Blair echoes the position of the now defunct, but previously influential East Sussex -based organisation, “Christian’s for a Free Choice”. They pointed to the right of women in this situation to make their own moral choices in freedom.

The fact is that, in the UK, only a tiny proportion of women have late abortions, and these tend to be teenagers or menopausal women who haven’t realised they are pregnant or women who have discovered late in the pregnancy that the foetus is seriously damaged. It would cause great suffering to force them to take their pregnancies to term.

There is no instruction anywhere in the Bible to avoid contraception or abortion. Jesus certainly never spoke against either, though both existed in Roman times.

Even in the Catholic Church humanity was linked to ‘ensoulment’ (the point at which the human foetus was said to receive a soul). Augustine did not view abortion as homicide and many popes, such as Gregory 1X, held that abortion was “not irregular” if the foetus was not yet “animated”.
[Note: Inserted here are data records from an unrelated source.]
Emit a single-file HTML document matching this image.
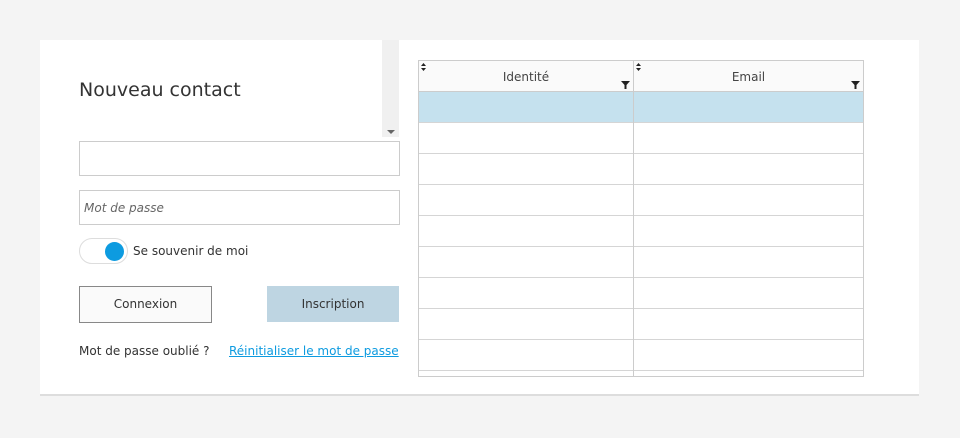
<!DOCTYPE html><html><head><style>
body{margin:0;width:960px;height:438px;background:#f4f4f4;font-family:"DejaVu Sans",sans-serif;position:relative;overflow:hidden;color:#333}
.a{position:absolute;box-sizing:border-box}
.card{left:40px;top:40px;width:879px;height:356px;background:#fff;border-bottom:2px solid #ddd}
.inp{border:1px solid #ccc;background:#fff;left:79px;width:321px;height:35px}
.row{left:419px;width:444px;height:31px;border-bottom:1px solid #d5d5d5}
</style></head><body>
<div class="a card"></div>
<div class="a" style="left:382px;top:40px;width:17px;height:97px;background:#f0f0f0"></div>
<div class="a" style="left:387px;top:130px;width:0;height:0;border-left:4px solid transparent;border-right:4px solid transparent;border-top:4px solid #666"></div>
<div class="a" style="left:79px;top:79px;font-size:19px;color:#333">Nouveau contact</div>
<div class="a inp" style="top:141px"></div>
<div class="a inp" style="top:190px"><span style="position:absolute;left:4px;top:10px;font-size:12px;font-style:italic;color:#666">Mot de passe</span></div>
<div class="a" style="left:79px;top:238px;width:49px;height:26px;border:1px solid #ddd;border-radius:13px;background:#fff"></div>
<div class="a" style="left:105px;top:242px;width:19px;height:19px;border-radius:50%;background:#0d9be0"></div>
<div class="a" style="left:133px;top:244px;font-size:12px">Se souvenir de moi</div>
<div class="a" style="left:79px;top:286px;width:133px;height:37px;border:1px solid #888;background:#fafafa;font-size:12px;text-align:center;line-height:35px">Connexion</div>
<div class="a" style="left:267px;top:286px;width:132px;height:36px;background:#bed5e2;font-size:12px;text-align:center;line-height:36px">Inscription</div>
<div class="a" style="left:79px;top:344px;font-size:12px">Mot de passe oublié ?</div>
<div class="a" style="left:229px;top:344px;font-size:12px;color:#0d9be0;text-decoration:underline">Réinitialiser le mot de passe</div>
<div class="a" style="left:418px;top:60px;width:446px;height:317px;border:1px solid #ccc;background:#fff"></div>
<div class="a" style="left:419px;top:61px;width:444px;height:31px;background:#fafafa;border-bottom:1px solid #ccc"></div>
<div class="a" style="left:419px;top:92px;width:444px;height:31px;background:#c5e1ee;border-bottom:1px solid #d5d5d5"></div>
<div class="a row" style="top:123px"></div><div class="a row" style="top:154px"></div><div class="a row" style="top:185px"></div><div class="a row" style="top:216px"></div><div class="a row" style="top:247px"></div><div class="a row" style="top:278px"></div><div class="a row" style="top:309px"></div><div class="a row" style="top:340px"></div>
<div class="a" style="left:633px;top:61px;width:1px;height:315px;background:#ccc"></div>
<div class="a" style="left:419px;top:70px;width:214px;text-align:center;font-size:12px;color:#444">Identité</div>
<div class="a" style="left:634px;top:70px;width:229px;text-align:center;font-size:12px;color:#444">Email</div>
<svg class="a" style="left:421px;top:63px" width="5" height="8"><path d="M0 3L2.5 0L5 3ZM0 5L2.5 8L5 5Z" fill="#222"/></svg>
<svg class="a" style="left:636px;top:63px" width="5" height="8"><path d="M0 3L2.5 0L5 3ZM0 5L2.5 8L5 5Z" fill="#222"/></svg>
<svg class="a" style="left:621px;top:81px" width="9" height="8"><path d="M0 0H9L5.5 4V8H3.5V4Z" fill="#222"/></svg>
<svg class="a" style="left:851px;top:81px" width="9" height="8"><path d="M0 0H9L5.5 4V8H3.5V4Z" fill="#222"/></svg>
</body></html>
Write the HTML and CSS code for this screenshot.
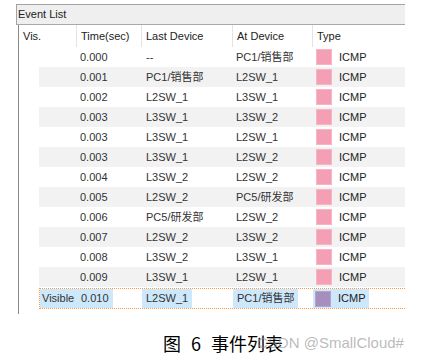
FILE: index.html
```html
<!DOCTYPE html>
<html lang="zh">
  <head>
    <meta charset="UTF-8" />
    <meta name="viewport" content="width=device-width, initial-scale=1.0" />
    <title>Event List</title>
    <link rel="stylesheet" href="styles.css">
  </head>
  <body>
    <div class="panel">
      <div class="title">Event List</div>
      <div class="list">
        <div class="head">
          <span>Vis.</span>
          <span>Time(sec)</span>
          <span>Last Device</span>
          <span>At Device</span>
          <span>Type</span>
        </div>
        <div class="rows">
          <div class="row">
            <span></span><span>0.000</span><span>--</span><span>PC1/销售部</span>
            <span class="type"><i class="swatch"></i>ICMP</span>
          </div>
          <div class="row">
            <span></span><span>0.001</span><span>PC1/销售部</span><span>L2SW_1</span>
            <span class="type"><i class="swatch"></i>ICMP</span>
          </div>
          <div class="row">
            <span></span><span>0.002</span><span>L2SW_1</span><span>L3SW_1</span>
            <span class="type"><i class="swatch"></i>ICMP</span>
          </div>
          <div class="row">
            <span></span><span>0.003</span><span>L3SW_1</span><span>L3SW_2</span>
            <span class="type"><i class="swatch"></i>ICMP</span>
          </div>
          <div class="row">
            <span></span><span>0.003</span><span>L3SW_1</span><span>L2SW_1</span>
            <span class="type"><i class="swatch"></i>ICMP</span>
          </div>
          <div class="row">
            <span></span><span>0.003</span><span>L3SW_1</span><span>L2SW_2</span>
            <span class="type"><i class="swatch"></i>ICMP</span>
          </div>
          <div class="row">
            <span></span><span>0.004</span><span>L3SW_2</span><span>L2SW_2</span>
            <span class="type"><i class="swatch"></i>ICMP</span>
          </div>
          <div class="row">
            <span></span><span>0.005</span><span>L2SW_2</span><span>PC5/研发部</span>
            <span class="type"><i class="swatch"></i>ICMP</span>
          </div>
          <div class="row">
            <span></span><span>0.006</span><span>PC5/研发部</span><span>L2SW_2</span>
            <span class="type"><i class="swatch"></i>ICMP</span>
          </div>
          <div class="row">
            <span></span><span>0.007</span><span>L2SW_2</span><span>L3SW_2</span>
            <span class="type"><i class="swatch"></i>ICMP</span>
          </div>
          <div class="row">
            <span></span><span>0.008</span><span>L3SW_2</span><span>L3SW_1</span>
            <span class="type"><i class="swatch"></i>ICMP</span>
          </div>
          <div class="row">
            <span></span><span>0.009</span><span>L3SW_1</span><span>L2SW_1</span>
            <span class="type"><i class="swatch"></i>ICMP</span>
          </div>
          <div class="row current">
            <span class="vis"><b>Visible</b></span>
            <span><b>0.010</b></span>
            <span><b>L2SW_1</b></span>
            <span><b>PC1/销售部</b></span>
            <span class="type"><b><i class="swatch sel"></i>ICMP</b></span>
          </div>
        </div>
      </div>
    </div>
    <div class="caption">图&nbsp;6&nbsp;事件列表</div>
    <div class="mark">CSDN @SmallCloud#</div>
  </body>
</html>
```

FILE: styles.css
```css
* {
  margin: 0;
  padding: 0;
  box-sizing: border-box;
}
body {
  width: 424px;
  height: 361px;
  position: relative;
  background: #fff;
  font-family: "Liberation Sans", "Noto Sans CJK SC", sans-serif;
  font-size: 11px;
  color: #333;
  overflow: hidden;
}
.panel {
  margin: 4px 0 0 16px;
  width: 389px;
  border-top: 1px solid #a3a3a3;
}
.title {
  height: 20px;
  line-height: 19px;
  padding-left: 1px;
  background: #efefef;
  border-left: 1px solid #a3a3a3;
  border-bottom: 1px solid #a8a8a8;
  color: #222;
}
.list {
  margin-left: 2px;
  height: 289px;
  border-left: 1px solid #8a8a8a;
}
.head,
.row {
  display: grid;
  grid-template-columns: 57px 65px 91px 80px 93px;
  white-space: nowrap;
}
.head {
  height: 22px;
  line-height: 22px;
  color: #222;
}
.head span {
  padding-left: 4px;
}
.head span + span {
  border-left: 1px solid #e3e3e3;
}
.rows {
  margin-left: 20px;
}
.row {
  grid-template-columns: 37px 65px 91px 80px 93px;
  height: 20px;
  line-height: 20px;
}
.row:nth-child(even) {
  background: #f2f2f2;
}
.row span {
  padding-left: 4px;
}
.row span:nth-child(3) {
  padding-left: 5px;
}
.type {
  display: flex;
  align-items: center;
  color: #222;
}
.swatch {
  width: 16px;
  height: 16px;
  margin-right: 7px;
  background: #f49fb4;
  border: 1px solid #f7b5c5;
}
.current {
  margin-top: 1px;
  height: 21px;
  line-height: 19px;
  border-top: 1px dotted #f19a4c;
  border-bottom: 1px dotted #f19a4c;
  border-left: 1px dotted #f19a4c;
}
.current span,
.current span:nth-child(3) {
  padding-left: 0;
}
.current b {
  font-weight: normal;
  display: inline-block;
  padding: 0 4px;
  background: #cde7fb;
}
.current .vis b {
  display: block;
  padding-left: 2px;
}
.current .type b {
  display: flex;
  align-items: center;
  height: 19px;
  padding: 0 3px 0 2px;
}
.swatch.sel {
  background: #a68fbe;
  border-color: #b6a3cc;
}
.caption {
  margin-top: 16px;
  padding-left: 163px;
  font-family: "Noto Sans CJK SC", sans-serif;
  font-size: 18px;
  line-height: 26px;
  word-spacing: 6px;
  color: #000;
}
.mark {
  position: absolute;
  left: 257px;
  top: 334px;
  font-size: 15px;
  line-height: 18px;
  color: rgba(140, 140, 140, 0.6);
}
```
The council of Trent upheld the notion of ‘delayed ensoulment’. It was not until 1869 that the then Pope forbade all abortions.

Of course, there is a key commandment not to kill, but this relates to actually existing human beings. Jewish law gave full human status to a child only when its head or more than half of its body was outside the mother’s body. Only at this point could mother and child be said to have an equal right to life.

The Judaeo Christian tradition has always allowed some exceptions to upholding the ‘right to life’ – usually exercised in self defence, capital punishment or in the course of war. Yet the current ‘right to life’ movement does not challenge warmongering governments, but attacks a ‘soft target’ – pregnant women.

In effect, the anti-abortionist position allows men, ‘for the greater good’, to make moral judgements about when human lives can be ended in war, but denies women an equivalent right to make moral judgements about whether one potential life in their own bodies should be terminated.

The real issue is not about the right to life, but about control of women’s fertility.